>>
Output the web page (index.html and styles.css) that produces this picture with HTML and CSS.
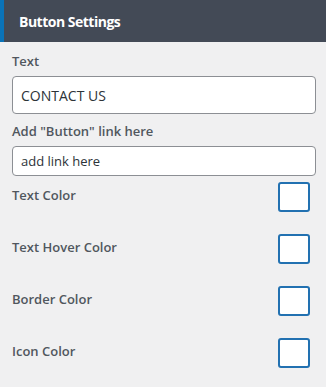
FILE: index.html
```html
<!DOCTYPE html>
<html lang="en">
<head>
    <meta charset="UTF-8">
    <meta name="viewport" content="width=device-width, initial-scale=1.0">
    <title>Button Settings</title>
    <link rel="stylesheet" href="styles.css">
</head>
<body>
    <div class="panel">
        <div class="panel-header">Button Settings</div>
        <div class="panel-body">
            <div class="field">
                <label class="field-label" for="btnText">Text</label>
                <input class="text-input big" type="text" id="btnText" value="CONTACT US">
            </div>
            <div class="field">
                <label class="field-label" for="btnLink">Add "Button" link here</label>
                <input class="text-input" type="text" id="btnLink" placeholder="add link here">
            </div>
            <div class="color-row">
                <span class="field-label">Text Color</span>
                <button class="swatch"></button>
            </div>
            <div class="color-row">
                <span class="field-label">Text Hover Color</span>
                <button class="swatch"></button>
            </div>
            <div class="color-row">
                <span class="field-label">Border Color</span>
                <button class="swatch"></button>
            </div>
            <div class="color-row">
                <span class="field-label">Icon Color</span>
                <button class="swatch"></button>
            </div>
        </div>
    </div>
</body>
</html>
```

FILE: styles.css
```css
body {
    margin: 0;
    font-family: "Open Sans", "Noto Sans", sans-serif;
    background: #f0f0f1;
    color: #50575e;
}
.panel {
    width: 326px;
}
.panel-header {
    height: 42px;
    box-sizing: border-box;
    display: flex;
    align-items: center;
    padding-left: 15px;
    background: #434a56;
    border-left: 4px solid #0a73b8;
    color: #fff;
    font-size: 14px;
    font-weight: 700;
    letter-spacing: -0.5px;
}
.panel-body {
    padding: 10px 10px 0 12px;
}
.field {
    display: flex;
    flex-direction: column;
    margin-bottom: 8px;
}
.field-label {
    font-size: 13px;
    font-weight: 600;
    line-height: 18px;
    color: #50575e;
}
.field .field-label {
    margin-bottom: 6px;
}
.text-input {
    box-sizing: border-box;
    height: 30px;
    padding: 0 8px;
    border: 1px solid #8c8f94;
    border-radius: 4px;
    background: #fff;
    font-family: inherit;
    font-size: 13px;
    color: #2c3338;
}
.text-input::placeholder {
    color: #2c3338;
}
.text-input.big {
    height: 38px;
    font-size: 14px;
}
.field + .color-row {
    margin-top: -2px;
}
.color-row {
    display: flex;
    justify-content: space-between;
    align-items: center;
    height: 30px;
    margin-bottom: 22px;
}
.color-row .field-label {
    padding-bottom: 4px;
}
.swatch {
    box-sizing: border-box;
    width: 32px;
    height: 30px;
    margin-right: 6px;
    padding: 0;
    border: 2px solid #2271b1;
    border-radius: 3px;
    background: #fff;
}
```
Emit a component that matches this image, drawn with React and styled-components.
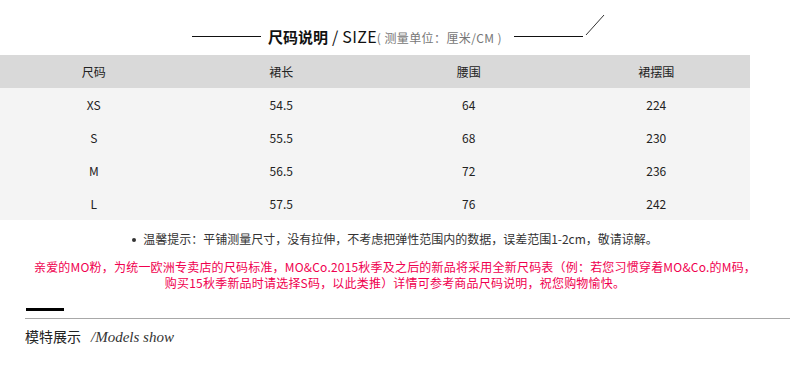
import styled, { createGlobalStyle } from "styled-components";

const GlobalStyle = createGlobalStyle`
  body {
    margin: 0;
    background: #fff;
    font-family: "Noto Sans CJK SC", "Noto Sans", sans-serif;
  }
`;

const Page = styled.div`
  width: 790px;
  height: 365px;
  overflow: hidden;
`;

const TitleBar = styled.div`
  height: 55px;
  box-sizing: border-box;
  padding: 26px 0 8px 192px;
  display: flex;
  align-items: center;
`;

const Rule = styled.span`
  width: 69px;
  height: 1px;
  background: #111;
  margin: ${(p) => p.$margin};
`;

const Title = styled.span`
  font-size: 15px;
  line-height: 20px;
  color: #111;
  white-space: nowrap;
  b {
    font-weight: 700;
  }
`;

const En = styled.span`
  font-size: 16px;
  letter-spacing: 0.3px;
`;

const Unit = styled.span`
  font-size: 12px;
  letter-spacing: 0.4px;
  color: #777;
`;

const Slash = styled.svg`
  align-self: flex-start;
  margin: -12px 0 0 2px;
`;

const Table = styled.div`
  width: 750px;
  display: grid;
  grid-template-columns: repeat(4, 1fr);
  font-size: 12px;
  color: #222;
`;

const Cell = styled.div`
  height: 33px;
  display: flex;
  align-items: center;
  justify-content: center;
  background: ${(p) => (p.$head ? "#d9d9d9" : "#f4f4f4")};
`;

const Notes = styled.div`
  padding-top: 10px;
  text-align: center;
  font-size: 12px;
`;

const Tip = styled.div`
  line-height: 18px;
  color: #333;
  &::before {
    content: "";
    display: inline-block;
    width: 4px;
    height: 4px;
    border-radius: 50%;
    background: #333;
    margin: 0 7px 2px 0;
    vertical-align: middle;
  }
`;

const Warning = styled.div`
  margin-top: 11px;
  line-height: 16px;
  letter-spacing: 0.2px;
  color: #f0004f;
`;

const Section = styled.div`
  padding: 17px 0 0 25px;
`;

const Bar = styled.div`
  width: 38px;
  height: 3px;
  background: #000;
  margin-left: 1px;
`;

const Divider = styled.div`
  height: 1px;
  background: #a8a8a8;
  margin-top: 7px;
`;

const Heading = styled.div`
  display: flex;
  align-items: baseline;
  gap: 10px;
  margin-top: 7px;
  font-size: 14px;
  line-height: 20px;
  color: #222;
`;

const Sub = styled.span`
  font-family: "Liberation Serif", serif;
  font-style: italic;
  font-size: 15px;
  color: #333;
`;

const head = ["尺码", "裙长", "腰围", "裙摆围"];
const rows = [
  ["XS", "54.5", "64", "224"],
  ["S", "55.5", "68", "230"],
  ["M", "56.5", "72", "236"],
  ["L", "57.5", "76", "242"],
];

export default function App() {
  return (
    <Page>
      <GlobalStyle />
      <TitleBar>
        <Rule $margin="0 7px 0 0" />
        <Title>
          <b>尺码说明</b>
          <En> / SIZE</En>
          <Unit>( 测量单位：厘米/CM )</Unit>
        </Title>
        <Rule $margin="0 0 0 12px" />
        <Slash width="20" height="22" viewBox="0 0 20 22">
          <line x1="1" y1="21" x2="19" y2="1" stroke="#333" strokeWidth="1" />
        </Slash>
      </TitleBar>
      <Table>
        {head.map((h) => (
          <Cell key={h} $head>
            {h}
          </Cell>
        ))}
        {rows.map((r) =>
          r.map((c, i) => <Cell key={r[0] + i}>{c}</Cell>)
        )}
      </Table>
      <Notes>
        <Tip>温馨提示：平铺测量尺寸，没有拉伸，不考虑把弹性范围内的数据，误差范围1-2cm，敬请谅解。</Tip>
        <Warning>
          亲爱的MO粉，为统一欧洲专卖店的尺码标准，MO&amp;Co.2015秋季及之后的新品将采用全新尺码表（例：若您习惯穿着MO&amp;Co.的M码，
          <br />
          购买15秋季新品时请选择S码，以此类推）详情可参考商品尺码说明，祝您购物愉快。
        </Warning>
      </Notes>
      <Section>
        <Bar />
        <Divider />
        <Heading>
          模特展示<Sub>/Models show</Sub>
        </Heading>
      </Section>
    </Page>
  );
}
<<
#### Aim of the exercise:
Repeat the material above word for word and skip every image in it.

#### Correct output:
Output the web page (index.html and styles.css) that produces this picture with HTML and CSS.
FILE: index.html
```html
<!DOCTYPE html>
<html lang="en">
<head>
    <meta charset="UTF-8">
    <meta name="viewport" content="width=device-width, initial-scale=1.0">
    <title>Button Settings</title>
    <link rel="stylesheet" href="styles.css">
</head>
<body>
    <div class="panel">
        <div class="panel-header">Button Settings</div>
        <div class="panel-body">
            <div class="field">
                <label class="field-label" for="btnText">Text</label>
                <input class="text-input big" type="text" id="btnText" value="CONTACT US">
            </div>
            <div class="field">
                <label class="field-label" for="btnLink">Add "Button" link here</label>
                <input class="text-input" type="text" id="btnLink" placeholder="add link here">
            </div>
            <div class="color-row">
                <span class="field-label">Text Color</span>
                <button class="swatch"></button>
            </div>
            <div class="color-row">
                <span class="field-label">Text Hover Color</span>
                <button class="swatch"></button>
            </div>
            <div class="color-row">
                <span class="field-label">Border Color</span>
                <button class="swatch"></button>
            </div>
            <div class="color-row">
                <span class="field-label">Icon Color</span>
                <button class="swatch"></button>
            </div>
        </div>
    </div>
</body>
</html>
```

FILE: styles.css
```css
body {
    margin: 0;
    font-family: "Open Sans", "Noto Sans", sans-serif;
    background: #f0f0f1;
    color: #50575e;
}
.panel {
    width: 326px;
}
.panel-header {
    height: 42px;
    box-sizing: border-box;
    display: flex;
    align-items: center;
    padding-left: 15px;
    background: #434a56;
    border-left: 4px solid #0a73b8;
    color: #fff;
    font-size: 14px;
    font-weight: 700;
    letter-spacing: -0.5px;
}
.panel-body {
    padding: 10px 10px 0 12px;
}
.field {
    display: flex;
    flex-direction: column;
    margin-bottom: 8px;
}
.field-label {
    font-size: 13px;
    font-weight: 600;
    line-height: 18px;
    color: #50575e;
}
.field .field-label {
    margin-bottom: 6px;
}
.text-input {
    box-sizing: border-box;
    height: 30px;
    padding: 0 8px;
    border: 1px solid #8c8f94;
    border-radius: 4px;
    background: #fff;
    font-family: inherit;
    font-size: 13px;
    color: #2c3338;
}
.text-input::placeholder {
    color: #2c3338;
}
.text-input.big {
    height: 38px;
    font-size: 14px;
}
.field + .color-row {
    margin-top: -2px;
}
.color-row {
    display: flex;
    justify-content: space-between;
    align-items: center;
    height: 30px;
    margin-bottom: 22px;
}
.color-row .field-label {
    padding-bottom: 4px;
}
.swatch {
    box-sizing: border-box;
    width: 32px;
    height: 30px;
    margin-right: 6px;
    padding: 0;
    border: 2px solid #2271b1;
    border-radius: 3px;
    background: #fff;
}
```
Emit a component that matches this image, drawn with React and styled-components.
import styled, { createGlobalStyle } from "styled-components";

const GlobalStyle = createGlobalStyle`
  body {
    margin: 0;
    background: #fff;
    font-family: "Noto Sans CJK SC", "Noto Sans", sans-serif;
  }
`;

const Page = styled.div`
  width: 790px;
  height: 365px;
  overflow: hidden;
`;

const TitleBar = styled.div`
  height: 55px;
  box-sizing: border-box;
  padding: 26px 0 8px 192px;
  display: flex;
  align-items: center;
`;

const Rule = styled.span`
  width: 69px;
  height: 1px;
  background: #111;
  margin: ${(p) => p.$margin};
`;

const Title = styled.span`
  font-size: 15px;
  line-height: 20px;
  color: #111;
  white-space: nowrap;
  b {
    font-weight: 700;
  }
`;

const En = styled.span`
  font-size: 16px;
  letter-spacing: 0.3px;
`;

const Unit = styled.span`
  font-size: 12px;
  letter-spacing: 0.4px;
  color: #777;
`;

const Slash = styled.svg`
  align-self: flex-start;
  margin: -12px 0 0 2px;
`;

const Table = styled.div`
  width: 750px;
  display: grid;
  grid-template-columns: repeat(4, 1fr);
  font-size: 12px;
  color: #222;
`;

const Cell = styled.div`
  height: 33px;
  display: flex;
  align-items: center;
  justify-content: center;
  background: ${(p) => (p.$head ? "#d9d9d9" : "#f4f4f4")};
`;

const Notes = styled.div`
  padding-top: 10px;
  text-align: center;
  font-size: 12px;
`;

const Tip = styled.div`
  line-height: 18px;
  color: #333;
  &::before {
    content: "";
    display: inline-block;
    width: 4px;
    height: 4px;
    border-radius: 50%;
    background: #333;
    margin: 0 7px 2px 0;
    vertical-align: middle;
  }
`;

const Warning = styled.div`
  margin-top: 11px;
  line-height: 16px;
  letter-spacing: 0.2px;
  color: #f0004f;
`;

const Section = styled.div`
  padding: 17px 0 0 25px;
`;

const Bar = styled.div`
  width: 38px;
  height: 3px;
  background: #000;
  margin-left: 1px;
`;

const Divider = styled.div`
  height: 1px;
  background: #a8a8a8;
  margin-top: 7px;
`;

const Heading = styled.div`
  display: flex;
  align-items: baseline;
  gap: 10px;
  margin-top: 7px;
  font-size: 14px;
  line-height: 20px;
  color: #222;
`;

const Sub = styled.span`
  font-family: "Liberation Serif", serif;
  font-style: italic;
  font-size: 15px;
  color: #333;
`;

const head = ["尺码", "裙长", "腰围", "裙摆围"];
const rows = [
  ["XS", "54.5", "64", "224"],
  ["S", "55.5", "68", "230"],
  ["M", "56.5", "72", "236"],
  ["L", "57.5", "76", "242"],
];

export default function App() {
  return (
    <Page>
      <GlobalStyle />
      <TitleBar>
        <Rule $margin="0 7px 0 0" />
        <Title>
          <b>尺码说明</b>
          <En> / SIZE</En>
          <Unit>( 测量单位：厘米/CM )</Unit>
        </Title>
        <Rule $margin="0 0 0 12px" />
        <Slash width="20" height="22" viewBox="0 0 20 22">
          <line x1="1" y1="21" x2="19" y2="1" stroke="#333" strokeWidth="1" />
        </Slash>
      </TitleBar>
      <Table>
        {head.map((h) => (
          <Cell key={h} $head>
            {h}
          </Cell>
        ))}
        {rows.map((r) =>
          r.map((c, i) => <Cell key={r[0] + i}>{c}</Cell>)
        )}
      </Table>
      <Notes>
        <Tip>温馨提示：平铺测量尺寸，没有拉伸，不考虑把弹性范围内的数据，误差范围1-2cm，敬请谅解。</Tip>
        <Warning>
          亲爱的MO粉，为统一欧洲专卖店的尺码标准，MO&amp;Co.2015秋季及之后的新品将采用全新尺码表（例：若您习惯穿着MO&amp;Co.的M码，
          <br />
          购买15秋季新品时请选择S码，以此类推）详情可参考商品尺码说明，祝您购物愉快。
        </Warning>
      </Notes>
      <Section>
        <Bar />
        <Divider />
        <Heading>
          模特展示<Sub>/Models show</Sub>
        </Heading>
      </Section>
    </Page>
  );
}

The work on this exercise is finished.